Your organization already has a Trino (formerly Presto) cluster running 24/7 for other reporting scenarios.

Cost Model: Fixed Infrastructure. The cluster is already paid for. From your project’s budget perspective, the marginal cost of running another query is effectively zero.
Management: Org-Managed. Your platform team runs the cluster. You are dependent on them for uptime, configuration, and performance tuning.
Performance: Fixed & Shared. Your report’s performance is tied to the overall cluster load. It can be fast, but it’s vulnerable to “noisy neighbors”—a heavy query from another team can slow your reports down.

Conclusion: Making the Final Call

We’ve funneled our choices down from a wide range of possibilities to two excellent final contenders. So, which path should you take?

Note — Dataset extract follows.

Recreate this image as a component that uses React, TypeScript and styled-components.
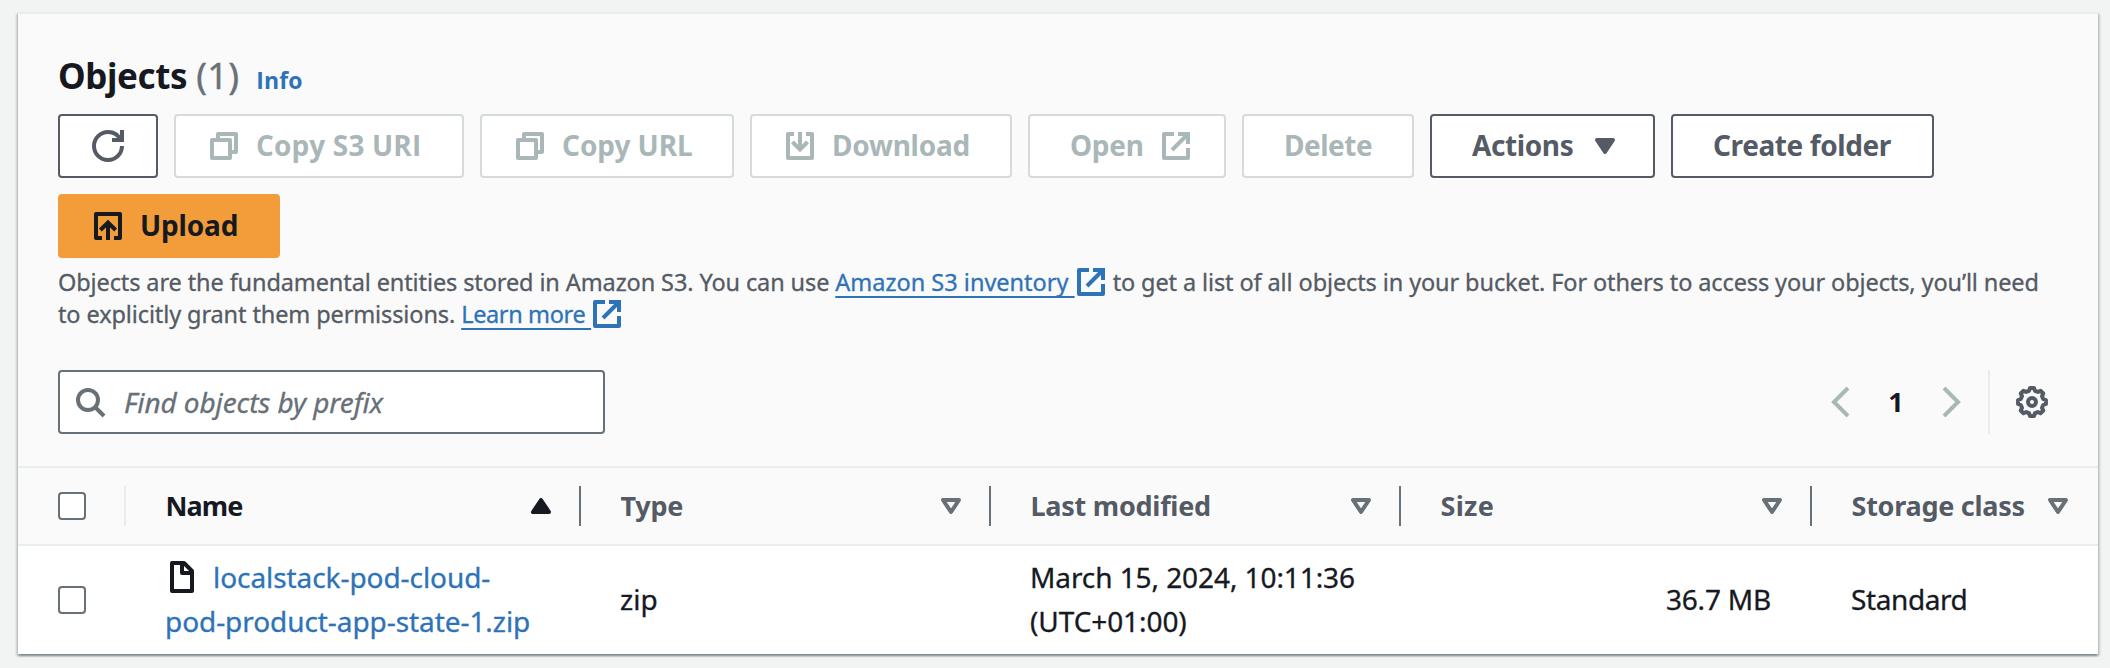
import React from 'react';
import styled, { createGlobalStyle } from 'styled-components';

const color = {
  text: '#16191f',
  secondary: '#545b64',
  muted: '#687078',
  disabled: '#aab7b8',
  disabledBorder: '#d5dbdb',
  link: '#2e73b8',
  divider: '#eaeded',
  panel: '#fafafa',
  accent: '#f29d39',
};

const sans = "'Noto Sans', 'Open Sans', sans-serif";
const plainSans = "'Open Sans', 'Noto Sans', sans-serif";

const GlobalStyle = createGlobalStyle`
  *, *::before, *::after { box-sizing: border-box; }
  body {
    margin: 0;
    background: #f2f3f3;
    color: ${color.text};
    font-family: ${sans};
    font-size: 28px;
  }
`;

const Page = styled.main`
  height: 668px;
  padding: 12px 12px 14px 18px;
  overflow: hidden;
`;

const Card = styled.section`
  height: 642px;
  border-top: 2px solid ${color.divider};
  background: #fff;
  box-shadow:
    0 2px 2px 0 rgba(0, 28, 36, 0.3),
    2px 2px 2px 0 rgba(0, 28, 36, 0.15),
    -2px 2px 2px 0 rgba(0, 28, 36, 0.15);
`;

const CardHeader = styled.header`
  height: 452px;
  padding: 40px 40px 0;
  background: ${color.panel};
`;

const TitleRow = styled.div`
  display: flex;
  align-items: baseline;
  height: 44px;
  line-height: 44px;
`;

const Title = styled.h2`
  margin: 0;
  font-size: 35px;
  line-height: 44px;
  font-weight: 700;
  letter-spacing: -0.4px;
`;

const Count = styled.span`
  margin-left: 9px;
  font-size: 36px;
  color: ${color.muted};
  letter-spacing: 0.3px;
  -webkit-text-stroke: 0.4px currentColor;
`;

const InfoLink = styled.a`
  margin-left: 17px;
  font-family: ${plainSans};
  font-size: 23px;
  font-weight: 700;
  letter-spacing: 0.1px;
  color: ${color.link};
`;

const Toolbar = styled.div`
  display: flex;
  flex-wrap: wrap;
  gap: 16px;
  margin-top: 16px;
`;

type Tone = 'normal' | 'disabled' | 'primary';

const Button = styled.button<{ $width: number; $tone?: Tone; $spacing?: number; $plain?: boolean }>`
  display: flex;
  align-items: center;
  justify-content: flex-start;
  gap: 16px;
  width: ${(p) => p.$width}px;
  height: 64px;
  padding: 0 40px;
  border: 2px solid
    ${(p) => (p.$tone === 'disabled' ? color.disabledBorder : p.$tone === 'primary' ? color.accent : color.secondary)};
  border-radius: 4px;
  background: ${(p) => (p.$tone === 'primary' ? color.accent : '#fff')};
  color: ${(p) => (p.$tone === 'disabled' ? color.disabled : p.$tone === 'primary' ? color.text : color.secondary)};
  font-family: ${(p) => (p.$plain ? plainSans : sans)};
  font-size: 28px;
  font-weight: 700;
  line-height: 40px;
  letter-spacing: ${(p) => p.$spacing ?? 0}px;
  white-space: nowrap;

  svg:first-child { margin-left: -8px; }
`;

const Label = styled.span`
  padding-bottom: 2px;
`;

const Svg = styled.svg`
  flex: none;
  width: 32px;
  height: 32px;
  overflow: visible;
  fill: none;
  stroke: currentColor;
  stroke-width: 2;
`;

const Description = styled.p`
  margin: 8px 0 0;
  height: 64px;
  color: ${color.secondary};
  font-size: 23.5px;
  line-height: 32px;
  letter-spacing: -0.11px;
  white-space: nowrap;
  -webkit-text-stroke: 0.3px currentColor;
`;

const ExternalLink = styled.a<{ $spacing: number }>`
  color: ${color.link};
  letter-spacing: ${(p) => p.$spacing}px;

  svg {
    margin: -4px 0;
    vertical-align: -3px;
  }
`;

const Underlined = styled.span`
  text-decoration: underline;
  text-decoration-thickness: 2px;
  text-underline-offset: 5px;
  text-decoration-skip-ink: none;
`;

const FilterRow = styled.div`
  display: flex;
  align-items: center;
  justify-content: space-between;
  height: 64px;
  margin-top: 40px;
`;

const SearchField = styled.div`
  display: flex;
  align-items: center;
  gap: 18px;
  width: 547px;
  height: 64px;
  padding: 0 14px;
  border: 2px solid ${color.muted};
  border-radius: 4px;
  background: #fff;
  color: ${color.muted};
`;

const Placeholder = styled.span`
  font-style: italic;
  letter-spacing: -0.1px;
  -webkit-text-stroke: 0.3px currentColor;
`;

const Pagination = styled.div`
  display: flex;
  align-items: center;
  height: 64px;
  padding-right: 10px;
  color: ${color.disabled};
`;

const PageNumber = styled.span`
  width: 80px;
  padding-bottom: 1px;
  text-align: center;
  font-weight: 700;
  font-size: 27px;
  color: ${color.text};
`;

const SettingsArea = styled.div`
  display: flex;
  align-items: center;
  height: 64px;
  margin-left: 20px;
  padding-left: 26px;
  border-left: 2px solid ${color.divider};
  color: ${color.secondary};
`;

const Row = styled.div`
  display: grid;
  grid-template-columns: 108px 455px 410px 410px 411px 286px;
`;

const HeadRow = styled(Row)`
  height: 80px;
  border-top: 2px solid ${color.divider};
  border-bottom: 2px solid ${color.divider};
  background: ${color.panel};
`;

const BodyRow = styled(Row)`
  height: 108px;
`;

const HeadCell = styled.div<{ $active?: boolean; $spacing: number }>`
  display: flex;
  align-items: center;
  padding: 0 0 0 40px;
  font-size: 27px;
  font-weight: 700;
  letter-spacing: ${(p) => p.$spacing}px;
  color: ${(p) => (p.$active ? color.text : color.secondary)};
  white-space: nowrap;

  svg {
    margin-left: auto;
    margin-right: 24px;
    color: ${(p) => (p.$active ? color.text : color.muted)};
  }
`;

const HeadLabel = styled.span`
  margin-left: -0.5px;
  padding-bottom: 1px;
`;

const Separator = styled.span<{ $light?: boolean }>`
  flex: none;
  width: 2px;
  height: 40px;
  margin-left: ${(p) => (p.$light ? 'auto' : '-2px')};
  background: ${(p) => (p.$light ? color.divider : color.muted)};
`;

const SelectCell = styled.div`
  display: flex;
  align-items: center;
  padding-left: 40px;
`;

const Checkbox = styled.span`
  width: 28px;
  height: 28px;
  border: 2px solid ${color.muted};
  border-radius: 4px;
  background: #fff;
`;

const Cell = styled.div<{ $right?: boolean; $spacing?: number }>`
  display: flex;
  flex-direction: column;
  justify-content: center;
  align-items: ${(p) => (p.$right ? 'flex-end' : 'flex-start')};
  padding: 0 41px 2px 39px;
  line-height: 44px;
  letter-spacing: ${(p) => p.$spacing ?? 0}px;
  white-space: nowrap;
  -webkit-text-stroke: 0.3px currentColor;
`;

const FileLink = styled.a`
  color: ${color.link};
`;

const FileLine = styled.span`
  display: flex;
  align-items: center;
  gap: 15px;
  height: 44px;
  padding-left: 1px;
`;

const CopyIcon = () => (
  <Svg viewBox="0 0 16 16" strokeLinejoin="round">
    <path d="M2 5h9v9H2z" />
    <path d="M5 5V2h9v9h-3" />
  </Svg>
);

const RefreshIcon = () => (
  <Svg viewBox="0 0 16 16">
    <path d="M10 5h5V0" />
    <path d="M15 8c0 3.87-3.13 7-7 7s-7-3.13-7-7 3.13-7 7-7c2.79 0 5.2 1.63 6.33 4" />
  </Svg>
);

const DownloadIcon = () => (
  <Svg viewBox="0 0 16 16">
    <path strokeLinejoin="round" d="M5 2H2v12h12V2h-3" />
    <path d="M8 1v8.5M4.2 6 8 9.7 11.8 6" />
  </Svg>
);

const UploadIcon = () => (
  <Svg viewBox="0 0 16 16">
    <path strokeLinejoin="round" d="M5 14H2V2h12v12h-3" />
    <path d="M8 15V6.5M4.2 10 8 6.3l3.8 3.7" />
  </Svg>
);

const ExternalIcon = () => (
  <Svg viewBox="0 0 16 16">
    <path strokeLinejoin="round" d="M14 9v5H2V2h5" />
    <path d="M9 2h5v5M6 10l8-8" />
  </Svg>
);

const CaretIcon = ({ up, filled }: { up?: boolean; filled?: boolean }) => (
  <Svg viewBox="0 0 16 16" strokeLinejoin="round">
    <path d={up ? 'M4 11h8L8 5z' : 'M4 5h8l-4 6z'} fill={filled ? 'currentColor' : 'none'} />
  </Svg>
);

const SearchIcon = () => (
  <Svg viewBox="0 0 16 16">
    <circle cx="7" cy="7" r="5" />
    <path d="m15 15-4.5-4.5" />
  </Svg>
);

const ChevronIcon = ({ right }: { right?: boolean }) => (
  <Svg viewBox="0 0 16 16">
    <path d={right ? 'm4 1 7 7-7 7' : 'M12 1 5 8l7 7'} />
  </Svg>
);

const FileIcon = () => (
  <Svg viewBox="0 0 16 16" strokeLinejoin="round" color={color.text}>
    <path d="M3 1h6l4 4v10H3z" />
    <path d="M8 1v5h5" />
  </Svg>
);

// Eight-tooth outline: each tooth is two outer points followed by two valley points.
const gearPath =
  Array.from({ length: 8 }, (_, tooth) =>
    [
      [7.05, -8],
      [7.05, 8],
      [5.8, 15],
      [5.8, 30],
    ].map(([radius, offset]) => {
      const angle = ((tooth * 45 + offset) * Math.PI) / 180;
      return `${(8 + radius * Math.cos(angle)).toFixed(2)} ${(8 + radius * Math.sin(angle)).toFixed(2)}`;
    }),
  )
    .flat()
    .reduce((path, point, i) => path + (i ? 'L' : 'M') + point, '') + 'Z';

const GearIcon = () => (
  <Svg viewBox="0 0 16 16" strokeLinejoin="round">
    <path d={gearPath} />
    <circle cx="8" cy="8" r="2" />
  </Svg>
);

export default function App() {
  return (
    <>
      <GlobalStyle />
      <Page>
        <Card>
          <CardHeader>
            <TitleRow>
              <Title>Objects</Title>
              <Count>(1)</Count>
              <InfoLink>Info</InfoLink>
            </TitleRow>
            <Toolbar>
              <Button $width={100} aria-label="Refresh">
                <RefreshIcon />
              </Button>
              <Button $width={290} $tone="disabled" $plain $spacing={0.15}>
                <CopyIcon />
                <Label>Copy S3 URI</Label>
              </Button>
              <Button $width={254} $tone="disabled" $spacing={-0.06}>
                <CopyIcon />
                <Label>Copy URL</Label>
              </Button>
              <Button $width={262} $tone="disabled" $spacing={-0.25}>
                <DownloadIcon />
                <Label>Download</Label>
              </Button>
              <Button $width={198} $tone="disabled" $spacing={-0.3}>
                <Label>Open</Label>
                <ExternalIcon />
              </Button>
              <Button $width={172} $tone="disabled" $spacing={-0.5}>
                <Label>Delete</Label>
              </Button>
              <Button $width={225} $spacing={-0.4}>
                <Label>Actions</Label>
                <CaretIcon filled />
              </Button>
              <Button $width={263} $spacing={-0.4}>
                <Label>Create folder</Label>
              </Button>
              <Button $width={222} $tone="primary" $spacing={-0.15}>
                <UploadIcon />
                <Label>Upload</Label>
              </Button>
            </Toolbar>
            <Description>
              Objects are the fundamental entities stored in Amazon S3. You can use{' '}
              <ExternalLink $spacing={0}>
                <Underlined>Amazon S3 inventory </Underlined>
                <ExternalIcon />
              </ExternalLink>{' '}
              to get a list of all objects in your bucket. For others to access your objects, you’ll need
              <br />
              to explicitly grant them permissions.{' '}
              <ExternalLink $spacing={-0.36}>
                <Underlined>Learn more </Underlined>
                <ExternalIcon />
              </ExternalLink>
            </Description>
            <FilterRow>
              <SearchField>
                <SearchIcon />
                <Placeholder>Find objects by prefix</Placeholder>
              </SearchField>
              <Pagination>
                <ChevronIcon />
                <PageNumber>1</PageNumber>
                <ChevronIcon right />
                <SettingsArea>
                  <GearIcon />
                </SettingsArea>
              </Pagination>
            </FilterRow>
          </CardHeader>
          <HeadRow>
            <SelectCell>
              <Checkbox />
              <Separator $light />
            </SelectCell>
            <HeadCell $active $spacing={-0.9}>
              <HeadLabel>Name</HeadLabel>
              <CaretIcon up filled />
              <Separator />
            </HeadCell>
            <HeadCell $spacing={-0.25}>
              <HeadLabel>Type</HeadLabel>
              <CaretIcon />
              <Separator />
            </HeadCell>
            <HeadCell $spacing={-0.25}>
              <HeadLabel>Last modified</HeadLabel>
              <CaretIcon />
              <Separator />
            </HeadCell>
            <HeadCell $spacing={0.3}>
              <HeadLabel>Size</HeadLabel>
              <CaretIcon />
              <Separator />
            </HeadCell>
            <HeadCell $spacing={-0.25}>
              <HeadLabel>Storage class</HeadLabel>
              <CaretIcon />
            </HeadCell>
          </HeadRow>
          <BodyRow>
            <SelectCell>
              <Checkbox />
            </SelectCell>
            <Cell $spacing={-0.07}>
              <FileLine>
                <FileIcon />
                <FileLink>localstack-pod-cloud-</FileLink>
              </FileLine>
              <FileLink>pod-product-app-state-1.zip</FileLink>
            </Cell>
            <Cell>zip</Cell>
            <Cell $spacing={-0.08}>
              <span>March 15, 2024, 10:11:36</span>
              <span>(UTC+01:00)</span>
            </Cell>
            <Cell $right $spacing={-0.2}>36.7 MB</Cell>
            <Cell $spacing={-0.4}>Standard</Cell>
          </BodyRow>
        </Card>
      </Page>
    </>
  );
}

The answer isn’t purely technical; it’s based on your organization’s context and priorities. Here is a simple framework to make the final decision.

graph TD
    A[Start Here] --> B{Do we have an existing Trino cluster with spare capacity?};
    B -- Yes --> C[Use Trino];
    B -- No --> D[Use BigQuery];

    subgraph "Decision Framework"
        C --> E[Benefit: Near-zero marginal cost.<br/>Risk: Performance depends on shared load.];
        D --> F[Benefit: Zero-ops & elastic scale.<br/>Risk: Variable, pay-per-query cost.];
    end

Choose your existing Trino Cluster if:

Your number one priority is minimizing new, direct project costs.
You’ve confirmed the shared cluster has ample spare capacity.
Your reporting workload is predictable and stable.
Your organization has a strong platform team and in-house Trino expertise.

Choose Google BigQuery if:

Your priority is developer velocity and zero operational overhead.
Your reporting workload is bursty, unpredictable, or needs to scale on demand.
You need clear cost attribution for your project’s usage.
You want a solution that is tightly integrated with the rest of the GCP ecosystem.

By following this funnel, you’ve systematically designed an architecture that is not only powerful but also consciously cost-effective, elevating a simple storage plan into a reliable and performant Lakehouse ready for any analytical challenge.

Thank you for reading. Happy coding!